**The request:** Skip the pictures and quote all of the lines exactly.

**Dataset content:**
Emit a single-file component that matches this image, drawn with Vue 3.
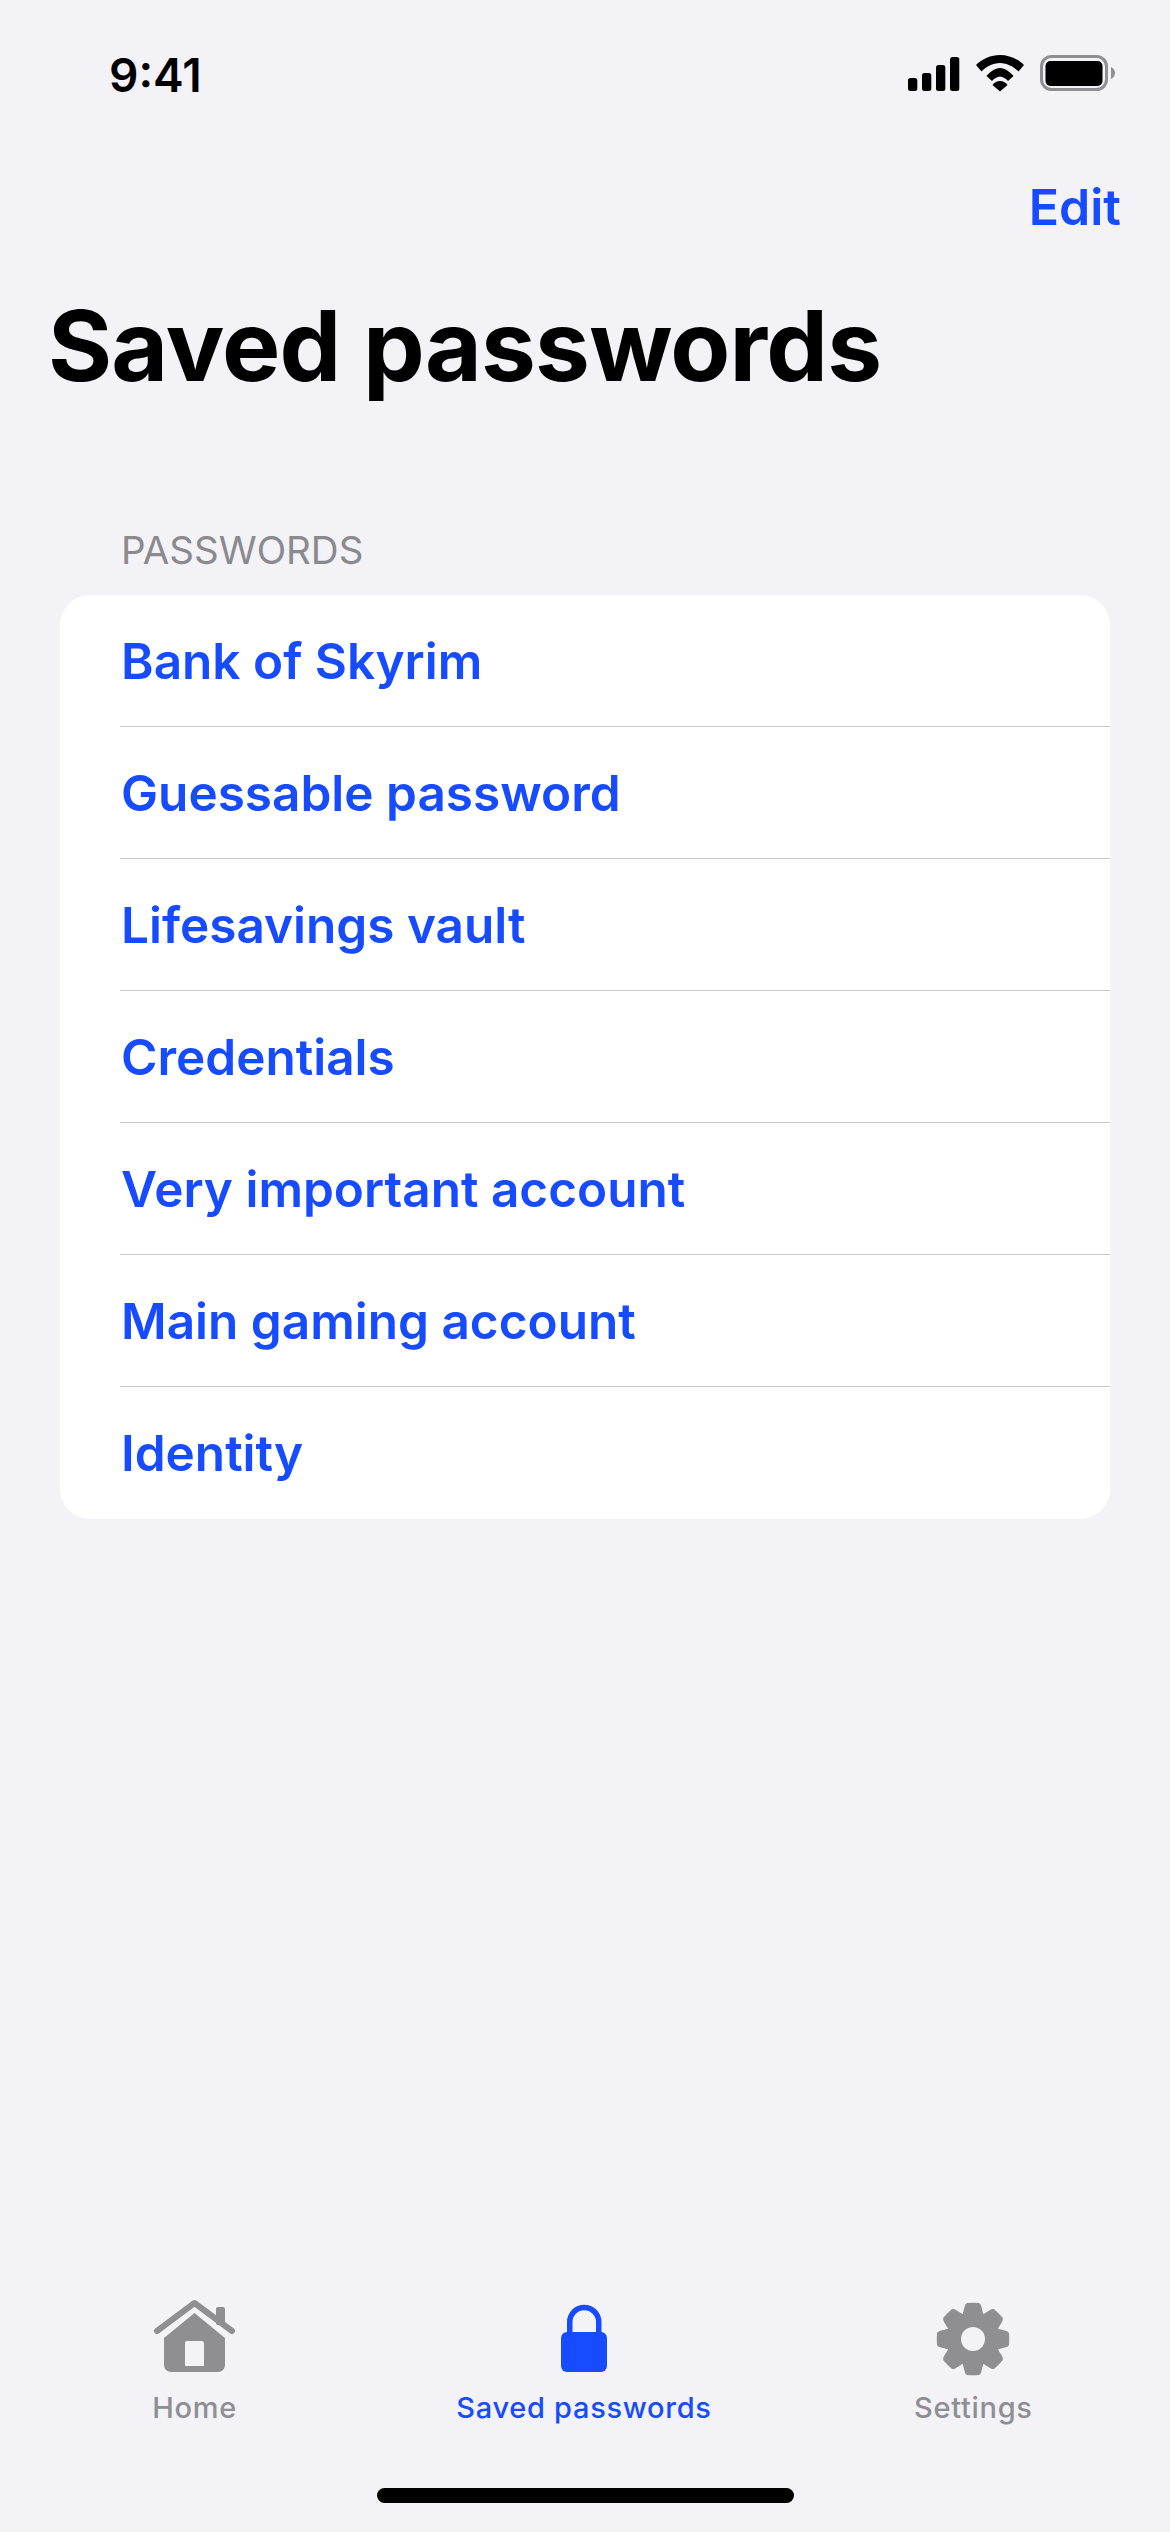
<script setup>
const rows = ['Bank of Skyrim','Guessable password','Lifesavings vault','Credentials','Very important account','Main gaming account','Identity']
const teeth = [0,45,90,135,180,225,270,315]
</script>
<template>
  <div class="screen">
    <div class="status">
      <span class="time">9:41</span>
      <div class="status-icons">
        <svg class="sig" width="52" height="34" viewBox="0 0 52 34"><rect x="0" y="21" width="9.300" height="13" rx="2.500"/><rect x="14" y="16" width="9.300" height="18" rx="2.500"/><rect x="28" y="8" width="9.300" height="26" rx="2.500"/><rect x="42" y="0" width="9.300" height="34" rx="2.500"/></svg>
        <svg class="wifi" width="48" height="37" viewBox="0 0 48 37"><path d="M0 10C6 4 15 0 24 0s18 4 24 10l-5.500 6.500C38 12 31.500 8 24 8S10 12 5.500 16.500z"/><path d="M10.500 21c3.500-4 8.500-8 13.500-8s10 4 13.500 8L32 26c-2-2.200-5-4.500-8-4.500s-6 2.300-8 4.500z"/><path d="M16.500 30c2-2.500 4.500-4 7.500-4s5.500 1.500 7.500 4L24 36.500z"/></svg>
        <svg class="batt" width="75" height="36" viewBox="0 0 75 36"><rect x="1.500" y="1.500" width="65" height="33" rx="10" fill="none" stroke="#8e8e93" stroke-width="3"/><rect x="5.500" y="6" width="57" height="25" rx="5"/><path d="M71 12c2.500 1 4 3.500 4 6s-1.500 5-4 6z" fill="#8e8e93"/></svg>
      </div>
    </div>
    <div class="nav"><span class="edit">Edit</span></div>
    <h1 class="title">Saved passwords</h1>
    <section class="group">
      <div class="group-head">PASSWORDS</div>
      <ul class="list">
        <li v-for="r in rows" :key="r" class="row"><span class="row-text">{{ r }}</span></li>
      </ul>
    </section>
    <div class="spacer"></div>
    <nav class="tabs">
      <div class="tab">
        <svg width="88" height="76" viewBox="0 0 88 76"><rect x="65" y="9" width="9" height="18" rx="2" fill="#8e8e93"/><path fill="none" stroke="#8e8e93" stroke-width="6" stroke-linecap="round" stroke-linejoin="round" d="M6 33 43.500 5 81 33"/><path fill="#8e8e93" fill-rule="evenodd" d="M13 40 43.500 15 74 40v27a7 7 0 0 1-7 7H20a7 7 0 0 1-7-7zM36 43a2 2 0 0 0-2 2v23h19V45a2 2 0 0 0-2-2z"/></svg>
        <span>Home</span>
      </div>
      <div class="tab active">
        <svg width="88" height="76" viewBox="0 0 88 76"><rect x="21" y="34" width="46" height="40" rx="6" fill="#174bff"/><path d="M29.750 36V24a14.500 14.500 0 0 1 29 0v12" fill="none" stroke="#174bff" stroke-width="5.500"/></svg>
        <span>Saved passwords</span>
      </div>
      <div class="tab">
        <svg width="88" height="78" viewBox="0 0 88 78"><g transform="translate(44 41)"><circle r="27" fill="#8e8e93"/><path v-for="t in teeth" :key="t" :transform="`rotate(${t})`" fill="#8e8e93" d="M-6-36Q0-36.500 6-36 8-35 8.500-32L11-22H-11L-8.500-32Q-8-35-6-36Z"/><circle r="12" fill="#f2f2f7"/></g></svg>
        <span class="label-gear">Settings</span>
      </div>
    </nav>
    <div class="home-wrap"><div class="home-bar"></div></div>
  </div>
</template>
<style scoped>
.screen { width: 1170px; height: 2532px; background: #f2f2f7; display: flex; flex-direction: column; font-family: Inter, "Liberation Sans", sans-serif; color: #000; overflow: hidden; }
.status { height: 150px; flex: none; box-sizing: border-box; padding: 49px 55px 0 109px; display: flex; justify-content: space-between; align-items: flex-start; }
.time { font-size: 46px; font-weight: 600; line-height: 52px; }
.status-icons { display: flex; gap: 16px; padding-top: 6px; align-items: flex-start; }
.sig { margin-top: 2px; }
.nav { height: 138px; flex: none; display: flex; justify-content: flex-end; align-items: flex-start; padding: 31px 49px 0 0; box-sizing: border-box; }
.edit { color: #174bff; font-size: 50px; font-weight: 600; line-height: 52px; }
.title { margin: 0; padding-left: 48px; font-size: 98px; font-weight: 700; line-height: 116px; letter-spacing: -0.8px; }
.group { margin: 0 60px; padding-top: 124px; }
.group-head { padding-left: 61px; font-size: 38.500px; line-height: 44px; color: #8a8a8e; margin-bottom: 23px; }
.list { margin: 0; padding: 0; list-style: none; background: #fff; border-radius: 30px; overflow: hidden; }
.row { height: 132px; margin-left: 60px; padding-left: 1px; display: flex; align-items: center; box-sizing: border-box; border-bottom: 1px solid #c6c6c8; }
.row:last-child { border-bottom: none; }
.row-text { color: #174bff; font-size: 49.500px; font-weight: 600; }
.spacer { flex: 1; }
.tabs { display: grid; grid-template-columns: 1fr 1fr 1fr; padding-right: 2px; height: 136px; margin-bottom: 40px; }
.tab { display: flex; flex-direction: column; align-items: center; color: #8e8e93; font-size: 29px; font-weight: 500; letter-spacing: 0.7px; }
.tab span { margin-top: 15px; line-height: 38px; }
.tab .label-gear { margin-top: 13px; }
.active { color: #174bff; }
.home-wrap { flex: none; height: 58px; display: flex; justify-content: center; }
.home-bar { width: 417px; height: 15px; border-radius: 8px; background: #000; margin-top: 14px; }
</style>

**Complete response:**
Emit a single-file component that matches this image, drawn with Vue 3.
<script setup>
const rows = ['Bank of Skyrim','Guessable password','Lifesavings vault','Credentials','Very important account','Main gaming account','Identity']
const teeth = [0,45,90,135,180,225,270,315]
</script>
<template>
  <div class="screen">
    <div class="status">
      <span class="time">9:41</span>
      <div class="status-icons">
        <svg class="sig" width="52" height="34" viewBox="0 0 52 34"><rect x="0" y="21" width="9.300" height="13" rx="2.500"/><rect x="14" y="16" width="9.300" height="18" rx="2.500"/><rect x="28" y="8" width="9.300" height="26" rx="2.500"/><rect x="42" y="0" width="9.300" height="34" rx="2.500"/></svg>
        <svg class="wifi" width="48" height="37" viewBox="0 0 48 37"><path d="M0 10C6 4 15 0 24 0s18 4 24 10l-5.500 6.500C38 12 31.500 8 24 8S10 12 5.500 16.500z"/><path d="M10.500 21c3.500-4 8.500-8 13.500-8s10 4 13.500 8L32 26c-2-2.200-5-4.500-8-4.500s-6 2.300-8 4.500z"/><path d="M16.500 30c2-2.500 4.500-4 7.500-4s5.500 1.500 7.500 4L24 36.500z"/></svg>
        <svg class="batt" width="75" height="36" viewBox="0 0 75 36"><rect x="1.500" y="1.500" width="65" height="33" rx="10" fill="none" stroke="#8e8e93" stroke-width="3"/><rect x="5.500" y="6" width="57" height="25" rx="5"/><path d="M71 12c2.500 1 4 3.500 4 6s-1.500 5-4 6z" fill="#8e8e93"/></svg>
      </div>
    </div>
    <div class="nav"><span class="edit">Edit</span></div>
    <h1 class="title">Saved passwords</h1>
    <section class="group">
      <div class="group-head">PASSWORDS</div>
      <ul class="list">
        <li v-for="r in rows" :key="r" class="row"><span class="row-text">{{ r }}</span></li>
      </ul>
    </section>
    <div class="spacer"></div>
    <nav class="tabs">
      <div class="tab">
        <svg width="88" height="76" viewBox="0 0 88 76"><rect x="65" y="9" width="9" height="18" rx="2" fill="#8e8e93"/><path fill="none" stroke="#8e8e93" stroke-width="6" stroke-linecap="round" stroke-linejoin="round" d="M6 33 43.500 5 81 33"/><path fill="#8e8e93" fill-rule="evenodd" d="M13 40 43.500 15 74 40v27a7 7 0 0 1-7 7H20a7 7 0 0 1-7-7zM36 43a2 2 0 0 0-2 2v23h19V45a2 2 0 0 0-2-2z"/></svg>
        <span>Home</span>
      </div>
      <div class="tab active">
        <svg width="88" height="76" viewBox="0 0 88 76"><rect x="21" y="34" width="46" height="40" rx="6" fill="#174bff"/><path d="M29.750 36V24a14.500 14.500 0 0 1 29 0v12" fill="none" stroke="#174bff" stroke-width="5.500"/></svg>
        <span>Saved passwords</span>
      </div>
      <div class="tab">
        <svg width="88" height="78" viewBox="0 0 88 78"><g transform="translate(44 41)"><circle r="27" fill="#8e8e93"/><path v-for="t in teeth" :key="t" :transform="`rotate(${t})`" fill="#8e8e93" d="M-6-36Q0-36.500 6-36 8-35 8.500-32L11-22H-11L-8.500-32Q-8-35-6-36Z"/><circle r="12" fill="#f2f2f7"/></g></svg>
        <span class="label-gear">Settings</span>
      </div>
    </nav>
    <div class="home-wrap"><div class="home-bar"></div></div>
  </div>
</template>
<style scoped>
.screen { width: 1170px; height: 2532px; background: #f2f2f7; display: flex; flex-direction: column; font-family: Inter, "Liberation Sans", sans-serif; color: #000; overflow: hidden; }
.status { height: 150px; flex: none; box-sizing: border-box; padding: 49px 55px 0 109px; display: flex; justify-content: space-between; align-items: flex-start; }
.time { font-size: 46px; font-weight: 600; line-height: 52px; }
.status-icons { display: flex; gap: 16px; padding-top: 6px; align-items: flex-start; }
.sig { margin-top: 2px; }
.nav { height: 138px; flex: none; display: flex; justify-content: flex-end; align-items: flex-start; padding: 31px 49px 0 0; box-sizing: border-box; }
.edit { color: #174bff; font-size: 50px; font-weight: 600; line-height: 52px; }
.title { margin: 0; padding-left: 48px; font-size: 98px; font-weight: 700; line-height: 116px; letter-spacing: -0.8px; }
.group { margin: 0 60px; padding-top: 124px; }
.group-head { padding-left: 61px; font-size: 38.500px; line-height: 44px; color: #8a8a8e; margin-bottom: 23px; }
.list { margin: 0; padding: 0; list-style: none; background: #fff; border-radius: 30px; overflow: hidden; }
.row { height: 132px; margin-left: 60px; padding-left: 1px; display: flex; align-items: center; box-sizing: border-box; border-bottom: 1px solid #c6c6c8; }
.row:last-child { border-bottom: none; }
.row-text { color: #174bff; font-size: 49.500px; font-weight: 600; }
.spacer { flex: 1; }
.tabs { display: grid; grid-template-columns: 1fr 1fr 1fr; padding-right: 2px; height: 136px; margin-bottom: 40px; }
.tab { display: flex; flex-direction: column; align-items: center; color: #8e8e93; font-size: 29px; font-weight: 500; letter-spacing: 0.7px; }
.tab span { margin-top: 15px; line-height: 38px; }
.tab .label-gear { margin-top: 13px; }
.active { color: #174bff; }
.home-wrap { flex: none; height: 58px; display: flex; justify-content: center; }
.home-bar { width: 417px; height: 15px; border-radius: 8px; background: #000; margin-top: 14px; }
</style>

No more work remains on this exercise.